BertieBigBollox wrote ...
Not a spark out of anything except for the LED on the mobo.
Under the following conditions:
- PSU's 20- or 24-pin connector is *not* connected to the motherboard.
- PS-ON (green wire) shorted to ground (black wire) in the 20- or
24-pin connector.
- A working hard drive is connected to a power tap to provide a load
on the PSU.
Did you then:
- See the fan inside the PSU spin up?
- Hear the hard disk spin up?
- Measure the 5V and 12V wires on the power tap used for the hard
disk?
Under the following minimal hardware setup:
- Remove all daughtercards from slots leaving only one video card
installed.
- Remove all memory except for one stick.
- Remove all but one hard disk.
- Disconnect removable drives (floppy, CD/DVD, Zip).
- All case fans disconnected (you have the side panel removed at this
time).
- 20- or 24-pin connector from PSU connected to header on motherboard.
Did you then:
- See the system power up?
- See any jitter of movement by the CPU, chipset, or any other fan?
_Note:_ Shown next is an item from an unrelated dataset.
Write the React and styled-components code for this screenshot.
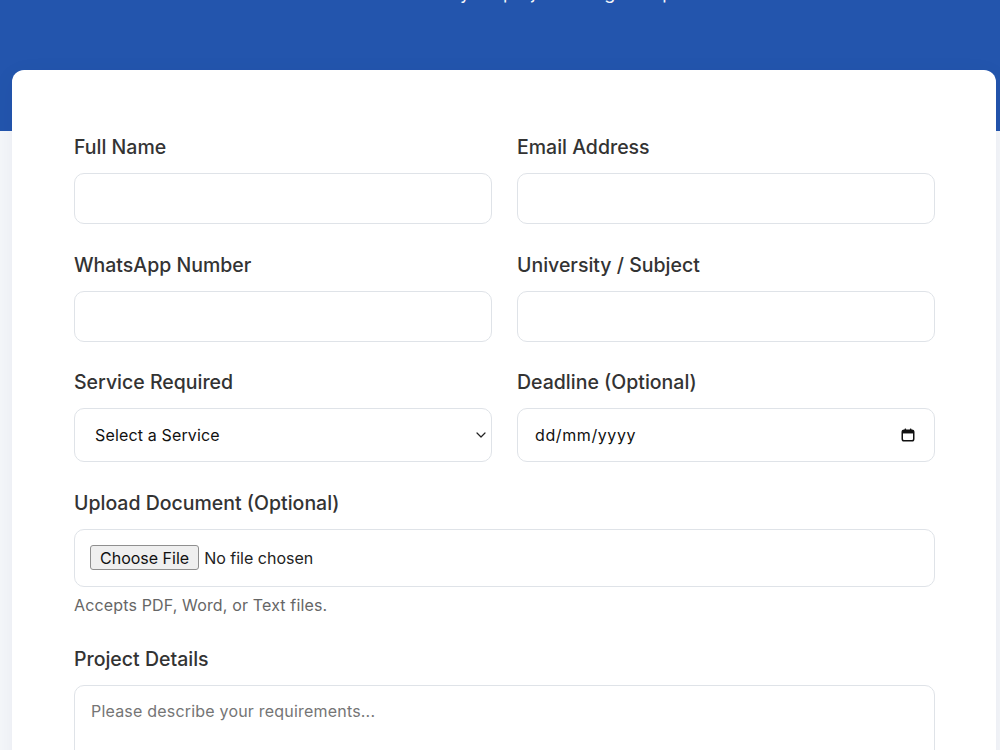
import React from "react";
import styled, { createGlobalStyle } from "styled-components";

const GlobalStyle = createGlobalStyle`
  * {
    box-sizing: border-box;
  }

  body {
    margin: 0;
    background: #f5f7fa;
    font-family: Inter, "Noto Sans", sans-serif;
    color: #333;
  }
`;

// the shot is scrolled down a little, so the hero title sits above the fold
const Page = styled.div`
  margin-top: -125px;
`;

const Hero = styled.header`
  background: #2355ad;
  color: #fff;
  text-align: center;
  padding: 48px 20px 124px;
`;

const Title = styled.h1`
  margin: 0 0 12px;
  font-size: 36px;
  line-height: 44px;
  font-weight: 700;
`;

const Subtitle = styled.p`
  margin: 0;
  padding-left: 62px;
  font-size: 18px;
  line-height: 28px;
  opacity: 0.95;
`;

const Main = styled.main`
  margin-top: -61px;
  padding: 0 4px 40px 12px;
`;

const Card = styled.section`
  background: #fff;
  border-radius: 12px;
  padding: 63px 61px 62px 62px;
  box-shadow: 0 6px 24px rgba(15, 40, 90, 0.06);
`;

const Grid = styled.form`
  display: grid;
  grid-template-columns: 1fr 1fr;
  column-gap: 25px;
  row-gap: 26.5px;
`;

const Field = styled.div`
  display: flex;
  flex-direction: column;
  grid-column: ${(p) => (p.$wide ? "1 / -1" : "auto")};
`;

const Label = styled.label`
  font-size: 19.5px;
  line-height: 29px;
  font-weight: 500;
  color: #333;
  margin-bottom: 11px;
`;

const controlBase = `
  width: 100%;
  font-family: Inter, "Noto Sans", sans-serif;
  font-size: 16px;
  color: #111;
  background: #fff;
  border: 1px solid #dfe3e8;
  border-radius: 10px;
  outline: none;
`;

const Input = styled.input`
  ${controlBase}
  height: 51px;
  padding: 0 16px;
`;

const ControlWrap = styled.div`
  position: relative;
`;

const Select = styled.select`
  ${controlBase}
  height: 54px;
  padding: 0 20px;
  letter-spacing: 0.15px;
  appearance: none;
`;

const DateInput = styled.input`
  ${controlBase}
  height: 54px;
  padding: 0 17px;
  letter-spacing: 0.6px;

  &::placeholder {
    color: #111;
  }
`;

const IconSlot = styled.span`
  position: absolute;
  top: 50%;
  right: ${(p) => p.$right}px;
  transform: translateY(-50%);
  display: flex;
  pointer-events: none;
`;

const FileBox = styled.div`
  ${controlBase}
  height: 58px;
  padding: 0 15px;
  display: flex;
  align-items: center;
`;

const FileInput = styled.input`
  font-family: Inter, "Noto Sans", sans-serif;
  font-size: 16px;
  color: #222;

  &::file-selector-button {
    font: inherit;
    color: #111;
    height: 25px;
    padding: 0 9px;
    margin-right: 5px;
    background: #efefef;
    border: 1px solid #8f8f8f;
    border-radius: 3px;
  }
`;

const Help = styled.small`
  margin: 7px 0 3px;
  font-size: 16px;
  line-height: 22px;
  letter-spacing: 0.15px;
  color: #666;
`;

const TextArea = styled.textarea`
  ${controlBase}
  height: 150px;
  padding: 16px;
  resize: vertical;
  line-height: 19px;
  letter-spacing: 0.2px;

  &::placeholder {
    color: #757575;
  }
`;

const Chevron = () => (
  <svg width="10" height="6" viewBox="0 0 10 6" fill="none">
    <path d="M1 1l4 4 4-4" stroke="#222" strokeWidth="1.2" strokeLinecap="round" strokeLinejoin="round" />
  </svg>
);

const CalendarIcon = () => (
  <svg width="14" height="14" viewBox="0 0 14 14" fill="none">
    <rect x="1.25" y="2.25" width="11.5" height="10.5" rx="1.8" stroke="#111" strokeWidth="1.5" />
    <rect x="1.25" y="2.25" width="11.5" height="3.2" fill="#111" />
    <rect x="3.6" y="0.5" width="1.5" height="2.5" rx="0.5" fill="#111" />
    <rect x="8.9" y="0.5" width="1.5" height="2.5" rx="0.5" fill="#111" />
  </svg>
);

const App = () => {
  return (
    <Page>
      <GlobalStyle />
      <Hero>
        <Title>Get Academic Help</Title>
        <Subtitle>Tell us about your project and get help fast.</Subtitle>
      </Hero>
      <Main>
        <Card>
          <Grid>
            <Field>
              <Label>Full Name</Label>
              <Input type="text" />
            </Field>
            <Field>
              <Label>Email Address</Label>
              <Input type="email" />
            </Field>
            <Field>
              <Label>WhatsApp Number</Label>
              <Input type="tel" />
            </Field>
            <Field>
              <Label>University / Subject</Label>
              <Input type="text" />
            </Field>
            <Field>
              <Label>Service Required</Label>
              <ControlWrap>
                <Select defaultValue="">
                  <option value="">Select a Service</option>
                  <option value="essay">Essay Writing</option>
                  <option value="thesis">Thesis Support</option>
                  <option value="editing">Proofreading &amp; Editing</option>
                </Select>
                <IconSlot $right={6}>
                  <Chevron />
                </IconSlot>
              </ControlWrap>
            </Field>
            <Field>
              <Label>Deadline (Optional)</Label>
              <ControlWrap>
                <DateInput type="text" placeholder="dd/mm/yyyy" />
                <IconSlot $right={20}>
                  <CalendarIcon />
                </IconSlot>
              </ControlWrap>
            </Field>
            <Field $wide>
              <Label>Upload Document (Optional)</Label>
              <FileBox>
                <FileInput type="file" accept=".pdf,.doc,.docx,.txt" />
              </FileBox>
              <Help>Accepts PDF, Word, or Text files.</Help>
            </Field>
            <Field $wide>
              <Label>Project Details</Label>
              <TextArea placeholder="Please describe your requirements..." />
            </Field>
          </Grid>
        </Card>
      </Main>
    </Page>
  );
};

export default App;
- See if the PSU's fan spinning?
- Hear the hard drive spin up?
Check if the Power or Reset switches are defective. Remove the wires
for both the Power and Reset button switches from the header pins on
the motherboard. If there is no white ink printing on the motherboard
to denote which pins are for what function, write down to which pins
the wires went. Then temporarily short across the 2-pin Pwr header on
the motherboard to emulate the momentary switching for the Power
button. You might be able to use a jumper to do the shorting (there
might be one hanging on the CMOS reset pins that you could use). If
it powers up now, one or both of the case switches for Power or Reset
are defective. Check if the buttons above the switches are damaged.
Could be they got smacked and are stuck in.